I support all reasons to live and excuses to give and try a little harder. I have many reasons to live but today I have to talk about the main reason I make it Monday through Friday.

At 20 something, I can honestly say my weekends have always meant different things to me at different points in my life. While in college, weekends were a reason to party, while in grad school, weekends were the days to get all my errands done.

Much has changed in my late 20s.

I work a job that requires extensive driving. I love the freedom but can’t deny the fact that it is taxing on my body. Things are finally starting to hurt. Wrinkles are starting to form and stress can be difficult to avoid on some days.

My mind and body require a reset in order to effectively function. I work out often and eat right (most of the time). I try to keep my body working like a fine-tuned machine at all times. And while I do all that is possible to reset during the week, my body requires so much more.

Call me “old” or call me “boring” but my weekends are my time to sleep!

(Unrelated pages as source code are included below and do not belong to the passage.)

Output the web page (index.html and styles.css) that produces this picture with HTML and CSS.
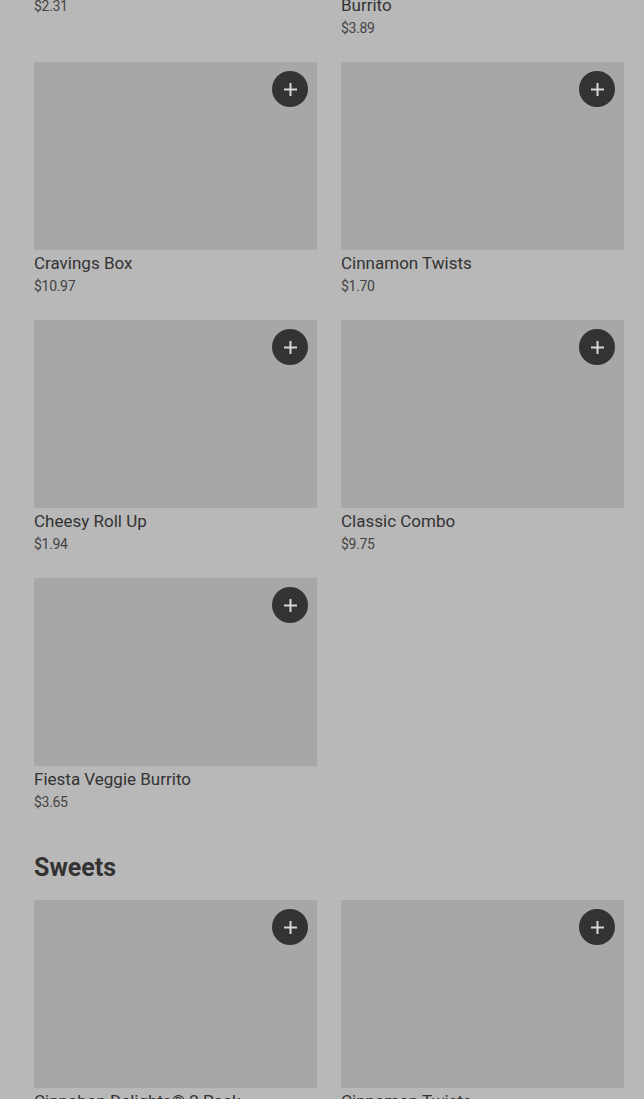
FILE: index.html
```html
<!DOCTYPE html>
<html>
<head>
<meta charset="utf-8">
<link rel="stylesheet" href="styles.css">
</head>
<body>
<main class="menu">
  <section class="section section-first">
    <div class="grid">
      <div class="card"><div class="thumb"><button class="add" aria-label="Add"><svg viewBox="0 0 14 14" width="13" height="13"><path d="M7 0v14M0 7h14" stroke="currentColor" stroke-width="2.2"/></svg></button></div><div class="title">Cheesy Bean and Rice Burrito</div><div class="price">$2.31</div></div>
      <div class="card"><div class="thumb"><button class="add" aria-label="Add"><svg viewBox="0 0 14 14" width="13" height="13"><path d="M7 0v14M0 7h14" stroke="currentColor" stroke-width="2.2"/></svg></button></div><div class="title">Chicken Enchilada Grilled Stuft Burrito</div><div class="price">$3.89</div></div>
      <div class="card"><div class="thumb"><button class="add" aria-label="Add"><svg viewBox="0 0 14 14" width="13" height="13"><path d="M7 0v14M0 7h14" stroke="currentColor" stroke-width="2.2"/></svg></button></div><div class="title">Cravings Box</div><div class="price">$10.97</div></div>
      <div class="card"><div class="thumb"><button class="add" aria-label="Add"><svg viewBox="0 0 14 14" width="13" height="13"><path d="M7 0v14M0 7h14" stroke="currentColor" stroke-width="2.2"/></svg></button></div><div class="title">Cinnamon Twists</div><div class="price">$1.70</div></div>
      <div class="card"><div class="thumb"><button class="add" aria-label="Add"><svg viewBox="0 0 14 14" width="13" height="13"><path d="M7 0v14M0 7h14" stroke="currentColor" stroke-width="2.2"/></svg></button></div><div class="title">Cheesy Roll Up</div><div class="price">$1.94</div></div>
      <div class="card"><div class="thumb"><button class="add" aria-label="Add"><svg viewBox="0 0 14 14" width="13" height="13"><path d="M7 0v14M0 7h14" stroke="currentColor" stroke-width="2.2"/></svg></button></div><div class="title">Classic Combo</div><div class="price">$9.75</div></div>
      <div class="card"><div class="thumb"><button class="add" aria-label="Add"><svg viewBox="0 0 14 14" width="13" height="13"><path d="M7 0v14M0 7h14" stroke="currentColor" stroke-width="2.2"/></svg></button></div><div class="title">Fiesta Veggie Burrito</div><div class="price">$3.65</div></div>
    </div>
  </section>
  <section class="section">
    <h2 class="heading">Sweets</h2>
    <div class="grid">
      <div class="card"><div class="thumb"><button class="add" aria-label="Add"><svg viewBox="0 0 14 14" width="13" height="13"><path d="M7 0v14M0 7h14" stroke="currentColor" stroke-width="2.2"/></svg></button></div><div class="title">Cinnabon Delights® 2 Pack</div><div class="price">$2.49</div></div>
      <div class="card"><div class="thumb"><button class="add" aria-label="Add"><svg viewBox="0 0 14 14" width="13" height="13"><path d="M7 0v14M0 7h14" stroke="currentColor" stroke-width="2.2"/></svg></button></div><div class="title">Cinnamon Twists</div><div class="price">$1.70</div></div>
    </div>
  </section>
</main>
</body>
</html>
```
FILE: styles.css
```css
* { box-sizing: border-box; }
html, body { margin: 0; padding: 0; }
body {
  background: #b8b8b8;
  font-family: Roboto, "Liberation Sans", sans-serif;
  color: #2e2e2e;
  overflow: hidden;
}
.menu {
  padding: 0 20px 0 34px;
}
.section-first {
  margin-top: -218px;
}
.section + .section {
  margin-top: 41px;
}
.heading {
  margin: 0 0 16px;
  font-size: 25px;
  line-height: 32px;
  font-weight: 700;
  color: #333;
}
.grid {
  display: grid;
  grid-template-columns: 283px 283px;
  column-gap: 24px;
  row-gap: 25px;
}
.card {
  display: flex;
  flex-direction: column;
}
.thumb {
  position: relative;
  height: 188px;
  background: #a7a7a7;
}
.add {
  position: absolute;
  top: 9px;
  right: 9px;
  width: 36px;
  height: 36px;
  border: 0;
  padding: 0;
  border-radius: 50%;
  background: #333;
  color: #d6d6d6;
  display: flex;
  align-items: center;
  justify-content: center;
}
.title {
  margin-top: 2px;
  font-size: 17px;
  line-height: 22px;
  font-weight: 400;
  color: #333;
}
.price {
  margin-top: 3px;
  font-size: 14px;
  line-height: 18px;
  color: #444;
  letter-spacing: -0.3px;
}
```
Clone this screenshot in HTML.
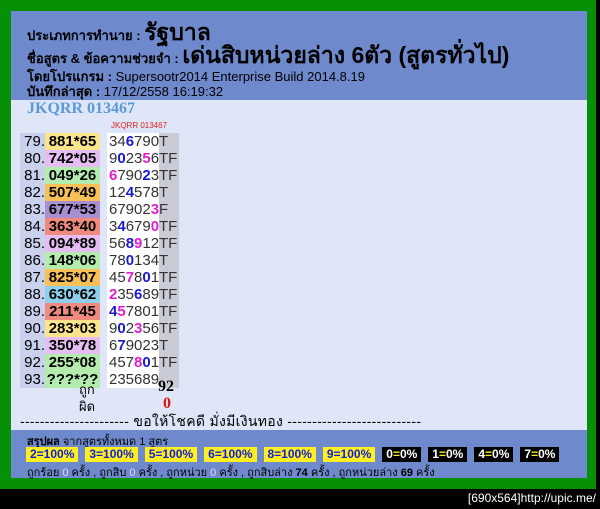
<!DOCTYPE html>
<html><head><meta charset="utf-8"><style>
body{margin:0;width:600px;height:509px;background:#000;position:relative;overflow:hidden;font-family:"Liberation Sans","Noto Sans CJK SC",sans-serif}
.g{position:absolute;left:0;top:0;width:596px;height:489px;background:#069006}
.p{position:absolute;left:11px;top:11px;width:576px;height:467px;background:#dfe6f7}
.h{position:absolute;left:0;top:0;width:576px;height:89px;background:#6e89cc;color:#000}
.f{position:absolute;left:0;top:419px;width:576px;height:48px;background:#6e89cc;font-size:11px}
.t{position:absolute;white-space:nowrap}
.row{position:absolute;left:9px;height:17px;font-size:15px;line-height:17px;font-family:"Liberation Sans",sans-serif}
.n{position:absolute;left:0;width:25px;background:#c9d1ec;height:17px;text-align:right}
.c{position:absolute;left:25px;width:55px;height:17px;font-weight:bold;text-align:center}
.d{position:absolute;left:87px;width:50px;height:17px;background:#fff;color:#333;padding-left:2px}
.r{position:absolute;left:139px;width:20px;height:17px;background:#c9ccd6;color:#333}
b.bl{color:#1a1ad0}b.pk{color:#e020d0}
.tag{display:inline-block;padding:0 4px;margin-right:7px;font-weight:bold;font-size:12px;line-height:15px}
.y{background:#ffee22;color:#1020d0}.k{background:#000;color:#fff}.k i{color:#ee2;font-style:normal}
</style></head><body>
<div class="g"></div>
<div class="p">
<div class="h">
<div class="t" style="left:16px;top:4px;font-size:13px;font-weight:bold">ประเภทการทำนาย : <span style="font-size:23px">รัฐบาล</span></div>
<div class="t" style="left:16px;top:27px;font-size:13px;font-weight:bold">ชื่อสูตร &amp; ข้อความช่วยจำ : <span style="font-size:23px">เด่นสิบหน่วยล่าง 6ตัว (สูตรทั่วไป)</span></div>
<div class="t" style="left:16px;top:55px;font-size:13px"><b>โดยโปรแกรม :</b> Supersootr2014 Enterprise Build 2014.8.19</div>
<div class="t" style="left:16px;top:70px;font-size:13px"><b>บันทึกล่าสุด :</b> 17/12/2558 16:19:32</div>
</div>
<div class="t" style="left:16px;top:89px;font-size:16px;font-weight:bold;color:#5a9ad8;font-family:'Liberation Serif',serif">JKQRR 013467</div>
<div class="t" style="left:100px;top:110px;font-size:8px;color:#e02020">JKQRR 013467</div>
<div class="row" style="top:122px"><span class="n">79.</span><span class="c" style="background:#fbe58c">881*65</span><span class="d">34<b class="bl">6</b>790</span><span class="r">T</span></div>
<div class="row" style="top:139px"><span class="n">80.</span><span class="c" style="background:#e5bdf2">742*05</span><span class="d">9<b class="bl">0</b>23<b class="pk">5</b>6</span><span class="r">TF</span></div>
<div class="row" style="top:156px"><span class="n">81.</span><span class="c" style="background:#b4ecae">049*26</span><span class="d"><b class="pk">6</b>790<b class="bl">2</b>3</span><span class="r">TF</span></div>
<div class="row" style="top:173px"><span class="n">82.</span><span class="c" style="background:#f9c058">507*49</span><span class="d">12<b class="bl">4</b>578</span><span class="r">T</span></div>
<div class="row" style="top:190px"><span class="n">83.</span><span class="c" style="background:#a98ed0">677*53</span><span class="d">67902<b class="pk">3</b></span><span class="r">F</span></div>
<div class="row" style="top:207px"><span class="n">84.</span><span class="c" style="background:#ee8a7e">363*40</span><span class="d">3<b class="bl">4</b>679<b class="pk">0</b></span><span class="r">TF</span></div>
<div class="row" style="top:224px"><span class="n">85.</span><span class="c" style="background:#e5bdf2">094*89</span><span class="d">56<b class="bl">8</b><b class="pk">9</b>12</span><span class="r">TF</span></div>
<div class="row" style="top:241px"><span class="n">86.</span><span class="c" style="background:#b4ecae">148*06</span><span class="d">78<b class="bl">0</b>134</span><span class="r">T</span></div>
<div class="row" style="top:258px"><span class="n">87.</span><span class="c" style="background:#f9c058">825*07</span><span class="d">45<b class="pk">7</b>8<b class="bl">0</b>1</span><span class="r">TF</span></div>
<div class="row" style="top:275px"><span class="n">88.</span><span class="c" style="background:#8ed0ec">630*62</span><span class="d"><b class="pk">2</b>35<b class="bl">6</b>89</span><span class="r">TF</span></div>
<div class="row" style="top:292px"><span class="n">89.</span><span class="c" style="background:#ee8a7e">211*45</span><span class="d"><b class="bl">4</b><b class="pk">5</b>7801</span><span class="r">TF</span></div>
<div class="row" style="top:309px"><span class="n">90.</span><span class="c" style="background:#fbe58c">283*03</span><span class="d">9<b class="bl">0</b>2<b class="pk">3</b>56</span><span class="r">TF</span></div>
<div class="row" style="top:326px"><span class="n">91.</span><span class="c" style="background:#e5bdf2">350*78</span><span class="d">6<b class="bl">7</b>9023</span><span class="r">T</span></div>
<div class="row" style="top:343px"><span class="n">92.</span><span class="c" style="background:#b4ecae">255*08</span><span class="d">457<b class="pk">8</b><b class="bl">0</b>1</span><span class="r">TF</span></div>
<div class="row" style="top:360px"><span class="n">93.</span><span class="c" style="background:#b4ecae">???*??</span><span class="d">235689</span><span class="r"></span></div>
<div class="t" style="left:68px;top:368px;font-size:13px">ถูก</div>
<div class="t" style="left:68px;top:385px;font-size:13px">ผิด</div>
<div class="t" style="left:147px;top:367px;font-size:16px;font-weight:bold;font-family:'Liberation Serif',serif">92</div>
<div class="t" style="left:152px;top:384px;font-size:16px;font-weight:bold;color:#e01010;font-family:'Liberation Serif',serif">0</div>
<div class="t" style="left:9px;top:400px;font-size:14px;letter-spacing:0.3px">---------------------- ขอให้โชคดี มั่งมีเงินทอง ---------------------------</div>
<div class="f">
<div class="t" style="left:16px;top:2px"><b>สรุปผล</b> จากสูตรทั้งหมด 1 สูตร</div>
<div class="t" style="left:15px;top:17px"><span class="tag y">2=100%</span><span class="tag y">3=100%</span><span class="tag y">5=100%</span><span class="tag y">6=100%</span><span class="tag y">8=100%</span><span class="tag y">9=100%</span><span class="tag k">0<i>=</i>0%</span><span class="tag k">1<i>=</i>0%</span><span class="tag k">4<i>=</i>0%</span><span class="tag k">7<i>=</i>0%</span></div>
<div class="t" style="left:16px;top:33px">ถูกร้อย <span style="color:#dde">0</span> ครั้ง , ถูกสิบ <span style="color:#dde">0</span> ครั้ง , ถูกหน่วย <span style="color:#dde">0</span> ครั้ง , ถูกสิบล่าง <b>74</b> ครั้ง , ถูกหน่วยล่าง <b>69</b> ครั้ง</div>
</div>
</div>
<div class="t" style="right:4px;top:491px;color:#fff;font-size:12px;font-family:'Liberation Sans',sans-serif">[690x564]http://upic.me/</div>
</body></html>
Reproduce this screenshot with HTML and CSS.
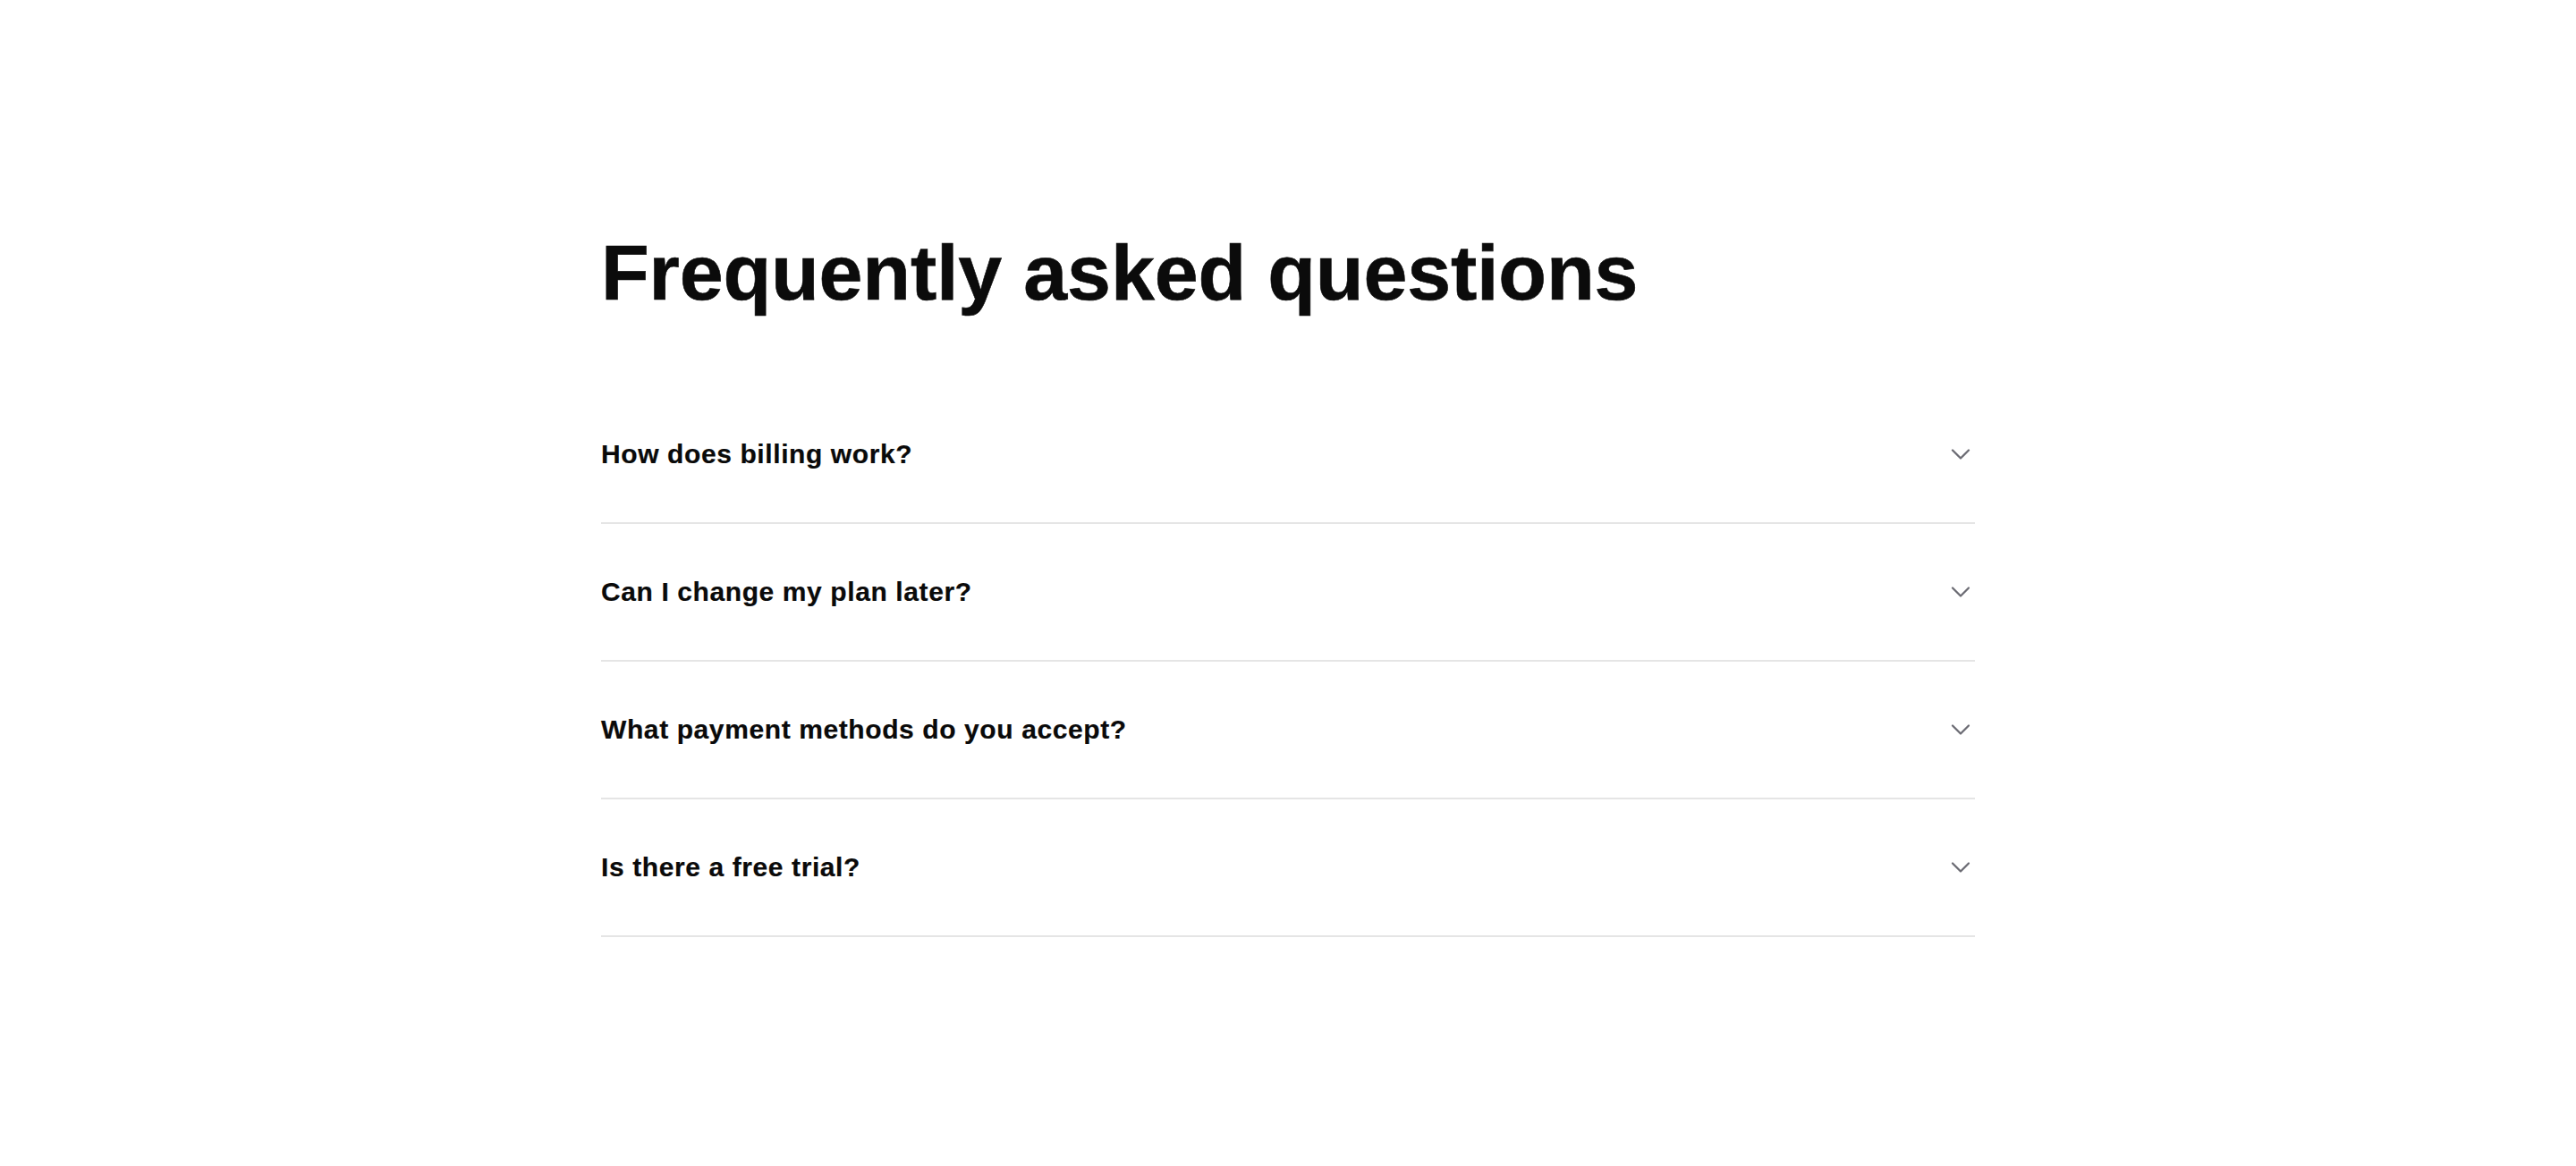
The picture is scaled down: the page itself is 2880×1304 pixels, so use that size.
FILE: index.html
```html
<!DOCTYPE html>
<html lang="en">
<head>
<meta charset="utf-8">
<title>FAQ</title>
<link rel="stylesheet" href="styles.css">
</head>
<body>
<section class="faq">
  <h1 class="faq-title">Frequently asked questions</h1>
  <div class="faq-list">
    <button class="faq-item" type="button">
      <span class="faq-q">How does billing work?</span>
      <svg class="chev" viewBox="0 0 24 24" width="36" height="36" fill="none" stroke="currentColor" stroke-width="1.5" stroke-linecap="round" stroke-linejoin="round"><path d="m6 9 6 6 6-6"/></svg>
    </button>
    <button class="faq-item" type="button">
      <span class="faq-q">Can I change my plan later?</span>
      <svg class="chev" viewBox="0 0 24 24" width="36" height="36" fill="none" stroke="currentColor" stroke-width="1.5" stroke-linecap="round" stroke-linejoin="round"><path d="m6 9 6 6 6-6"/></svg>
    </button>
    <button class="faq-item" type="button">
      <span class="faq-q">What payment methods do you accept?</span>
      <svg class="chev" viewBox="0 0 24 24" width="36" height="36" fill="none" stroke="currentColor" stroke-width="1.5" stroke-linecap="round" stroke-linejoin="round"><path d="m6 9 6 6 6-6"/></svg>
    </button>
    <button class="faq-item" type="button">
      <span class="faq-q">Is there a free trial?</span>
      <svg class="chev" viewBox="0 0 24 24" width="36" height="36" fill="none" stroke="currentColor" stroke-width="1.5" stroke-linecap="round" stroke-linejoin="round"><path d="m6 9 6 6 6-6"/></svg>
    </button>
  </div>
</section>
</body>
</html>
```

FILE: styles.css
```css
* { box-sizing: border-box; }
html, body { margin: 0; padding: 0; background: #ffffff; }
body {
  font-family: "Liberation Sans", Arial, Helvetica, sans-serif;
  color: #0a0a0a;
}
.faq {
  width: 1536px;
  margin: 0 auto;
  padding-top: 257px;
}
.faq-title {
  margin: 0;
  font-size: 88px;
  line-height: 1.1;
  font-weight: 700;
  letter-spacing: -0.002em;
  color: #0b0b0b;
  -webkit-text-stroke: 0.6px #0b0b0b;
}
.faq-list {
  margin-top: 78px;
  display: flex;
  flex-direction: column;
}
.faq-item {
  display: flex;
  align-items: center;
  justify-content: space-between;
  width: 100%;
  padding: 55px 0;
  background: none;
  border: 0;
  border-bottom: 2px solid #e5e5e5;
  font: inherit;
  color: inherit;
  text-align: left;
  cursor: pointer;
}
.faq-q {
  font-size: 30px;
  line-height: 42px;
  font-weight: 700;
  letter-spacing: 0.02em;
  color: #0a0a0a;
  -webkit-text-stroke: 0.2px #0a0a0a;
}
.chev {
  flex: none;
  color: #6b6b73;
  margin-right: -2px;
}
```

I used to think those “weekend warrior” shirts were stupid but things have changed. I am that person. This might change the moment I have kids or the moment I get married, but for now I am loving and looking forward to all that is weekend and weekend-related.

When I used my weekends as full errand days all of my days would mesh into one and that became real old real quick. Studies show that people live more fulfilling lives if they constantly look forward to something. My “somethings” are the weekends.

I wake up somewhere between 11 to noon. I often have my boyfriend serve me breakfast in bed. I then watch mindless crime shows and think about all the things I don’t need to do that day. Some weekends I work out both days, while other weekends require pure couch vegetation.

No matter what type of weekend it is, I love and savor every moment of it. I take in every moment I get to spend with loved ones, and that alone is my reason to live today.

Some weekends I have saved for just myself and those can also be just as special. While some people require extensive vacations, I simply require beautiful weekends.

Today is Friday and this weekend seems extremely promising. Some errands are unfortunately involved tomorrow, but after that it just going to be a lot of hibernation and good food.

Cheers to your weekend! Cheers to my weekend! Cheers to life!